Brian won a couple of pawns in the opening and middlegame and when he survived his opponent’s counter attack, he picked up a piece with a nice fork. With all the other pieces traded off, he queened a pawn while his opponent’s king sought refuge on the queenside. Brian followed over with his king and queen and now a quick test for you. Visualise Brian’s opponent’s next three moves: c6+, c5+ and c4+ – actually try imagine the position and the moves – and then check at the end of the post. Once he had skirted several stalemate possibilities, Brian converted to leave us 3-0 up.
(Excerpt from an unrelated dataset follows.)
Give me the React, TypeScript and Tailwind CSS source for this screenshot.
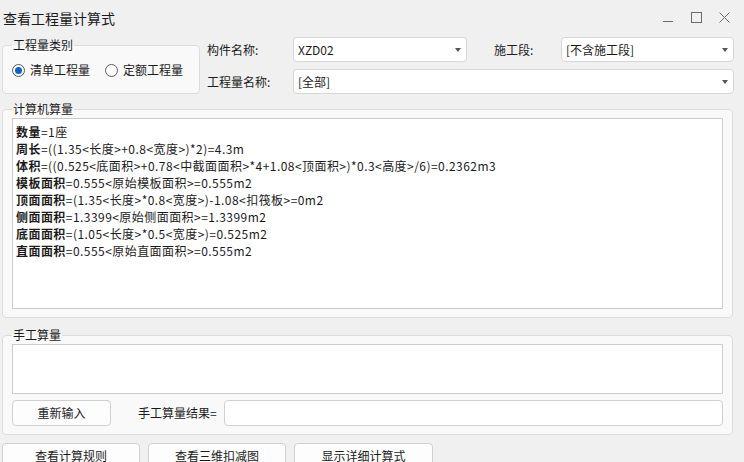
import React from 'react';

const Arrow: React.FC = () => (
  <svg width="6" height="4" viewBox="0 0 6 4" className="shrink-0">
    <path d="M0 0 L6 0 L3 4 Z" fill="#555" />
  </svg>
);

const Combo: React.FC<{ value: string; className?: string }> = ({ value, className }) => (
  <div
    className={`h-[25px] bg-white border border-[#d6d6d6] rounded-[4px] flex items-center justify-between pl-[4px] pr-[5px] ${className ?? ''}`}
  >
    <span className="text-[12px] leading-[14px] text-[#1b1b1b]">{value}</span>
    <Arrow />
  </div>
);

const Radio: React.FC<{ checked?: boolean; label: string }> = ({ checked, label }) => (
  <label className="flex items-center gap-[5px]">
    <span className="w-[13px] h-[13px] rounded-full border border-[#5a5a5a] bg-white flex items-center justify-center">
      {checked && <span className="w-[7px] h-[7px] rounded-full bg-[#0a64c8]" />}
    </span>
    <span className="text-[12px] leading-[14px]">{label}</span>
  </label>
);

const lines: [string, string][] = [
  ['数量', '=1座'],
  ['周长', '=((1.35<长度>+0.8<宽度>)*2)=4.3m'],
  ['体积', '=((0.525<底面积>+0.78<中截面面积>*4+1.08<顶面积>)*0.3<高度>/6)=0.2362m3'],
  ['模板面积', '=0.555<原始模板面积>=0.555m2'],
  ['顶面面积', '=(1.35<长度>*0.8<宽度>)-1.08<扣筏板>=0m2'],
  ['侧面面积', '=1.3399<原始侧面面积>=1.3399m2'],
  ['底面面积', '=(1.05<长度>*0.5<宽度>)=0.525m2'],
  ['直面面积', '=0.555<原始直面面积>=0.555m2'],
];

export default function App() {
  return (
    <div className="w-[744px] h-[462px] overflow-hidden bg-[#f0f0f0] text-[#1b1b1b] font-['Noto_Sans_CJK_SC',sans-serif] flex flex-col">
      {/* Title bar */}
      <div className="h-[34px] shrink-0 flex items-center justify-between pl-[3px]">
        <span className="text-[14px] leading-[16px] mt-[1px]">查看工程量计算式</span>
        <div className="flex items-center gap-[17px] pr-[14px] mt-[1px]">
          <svg width="11" height="11" viewBox="0 0 11 11">
            <path d="M0 9.5 H10" stroke="#6b6b6b" strokeWidth="1" />
          </svg>
          <svg width="11" height="11" viewBox="0 0 11 11">
            <rect x="0.5" y="0.5" width="10" height="10" fill="none" stroke="#6b6b6b" strokeWidth="1" />
          </svg>
          <svg width="11" height="11" viewBox="0 0 11 11">
            <path d="M0.5 0.5 L10.5 10.5 M10.5 0.5 L0.5 10.5" stroke="#6b6b6b" strokeWidth="1" />
          </svg>
        </div>
      </div>

      {/* Top row */}
      <div className="flex mt-[3px] pl-[2px]">
        <fieldset className="w-[198px] h-[56px] mt-[1px] border border-[#dcdcdc] rounded-[4px] bg-[#f9f9f9] px-[9px]">
          <legend className="text-[12px] leading-[14px] px-[1px]">工程量类别</legend>
          <div className="flex items-center gap-[15px] mt-[11px]">
            <Radio checked label="清单工程量" />
            <Radio label="定额工程量" />
          </div>
        </fieldset>
        <div className="ml-[7px] flex flex-col gap-[7px]">
          <div className="flex items-center">
            <span className="w-[86px] text-[12px] leading-[14px]">构件名称:</span>
            <Combo value="XZD02" className="w-[174px]" />
            <span className="ml-[27px] w-[67px] text-[12px] leading-[14px]">施工段:</span>
            <Combo value="[不含施工段]" className="w-[173px]" />
          </div>
          <div className="flex items-center">
            <span className="w-[86px] text-[12px] leading-[14px]">工程量名称:</span>
            <Combo value="[全部]" className="w-[441px]" />
          </div>
        </div>
      </div>

      {/* 计算机算量 */}
      <fieldset className="ml-[2px] mt-[8px] w-[731px] border border-[#dcdcdc] rounded-[4px] bg-[#f9f9f9] px-[9px] pb-[8px]">
        <legend className="text-[12px] leading-[14px] px-[1px]">计算机算量</legend>
        <div className="mt-[2px] h-[191px] bg-white border border-[#cbcbcb] pt-[4px] pl-[3px]">
          {lines.map(([k, v]) => (
            <div key={k} className="text-[12px] leading-[17px] whitespace-nowrap tracking-[0.45px]">
              <span className="font-bold">{k}</span>
              <span>{v}</span>
            </div>
          ))}
        </div>
      </fieldset>

      {/* 手工算量 */}
      <fieldset className="ml-[2px] mt-[10px] w-[731px] border border-[#dcdcdc] rounded-[4px] bg-[#f9f9f9] px-[9px] pb-[8px]">
        <legend className="text-[12px] leading-[14px] px-[1px]">手工算量</legend>
        <div className="mt-[2px] h-[50px] bg-white border border-[#cbcbcb]" />
        <div className="flex items-center mt-[6px]">
          <button className="w-[99px] h-[26px] bg-[#fdfdfd] border border-[#d0d0d0] rounded-[4px] text-[12px] leading-[14px]">
            重新输入
          </button>
          <span className="ml-[27px] w-[86px] text-[12px] leading-[14px]">手工算量结果=</span>
          <div className="flex-1 h-[26px] bg-white border border-[#d0d0d0] rounded-[4px]" />
        </div>
      </fieldset>

      {/* Bottom buttons */}
      <div className="flex gap-[8px] pl-[2px] mt-[8px]">
        <button className="w-[138px] h-[28px] shrink-0 bg-[#fdfdfd] border border-[#d0d0d0] rounded-[4px] text-[12px] leading-[14px] pb-[3px]">
          查看计算规则
        </button>
        <button className="w-[138px] h-[28px] shrink-0 bg-[#fdfdfd] border border-[#d0d0d0] rounded-[4px] text-[12px] leading-[14px] pb-[3px]">
          查看三维扣减图
        </button>
        <button className="w-[139px] h-[28px] shrink-0 bg-[#fdfdfd] border border-[#d0d0d0] rounded-[4px] text-[12px] leading-[14px] pb-[3px]">
          显示详细计算式
        </button>
      </div>
    </div>
  );
}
Bhudav’s game was characterised by careful manoeuvring and maintaining the balance to the extent that by move 30 each side still had 7 pawns and there were no open files. Material equality reigned and no-one had a clear advantage so a draw was agreed.
Thomas was last to finish, having sacrificed a pawn to get a supported knight into d6 and a positional bind, he cashed in a little early, taking a pawn on f5 and his opponent’s pieces sprang to life, shortly getting into f2 and winning decisive material from there.
All in all, at 3½-1½, an excellent victory and great experience for the younger members of the squad.
So that leaves the early league table looking like this –
Finally, returning to the two puzzles posed. In Mariusz’ position at the start – 1. RxB finishes black off. The rook is immune from capture after 1. … NxR 2. Qg6+ Kh8 (or Ng7) 3. Rd7 and white will win huge material just to stop mate. And otherwise, white just wins a free piece, is now a pawn up and still has a very strong attack. Alas, in time trouble, that’s not what Mariusz played, and was the difference between 2-6 and 3-5…
Meanwhile, Brian’s game in which his opponent played three moves in a row : c6+, c5+ and c4+. If you imagined that Brian was black, you were correct. White’s tripled c-pawns on c5, c4 and c2 all pushed to give check, supported by the king on b5.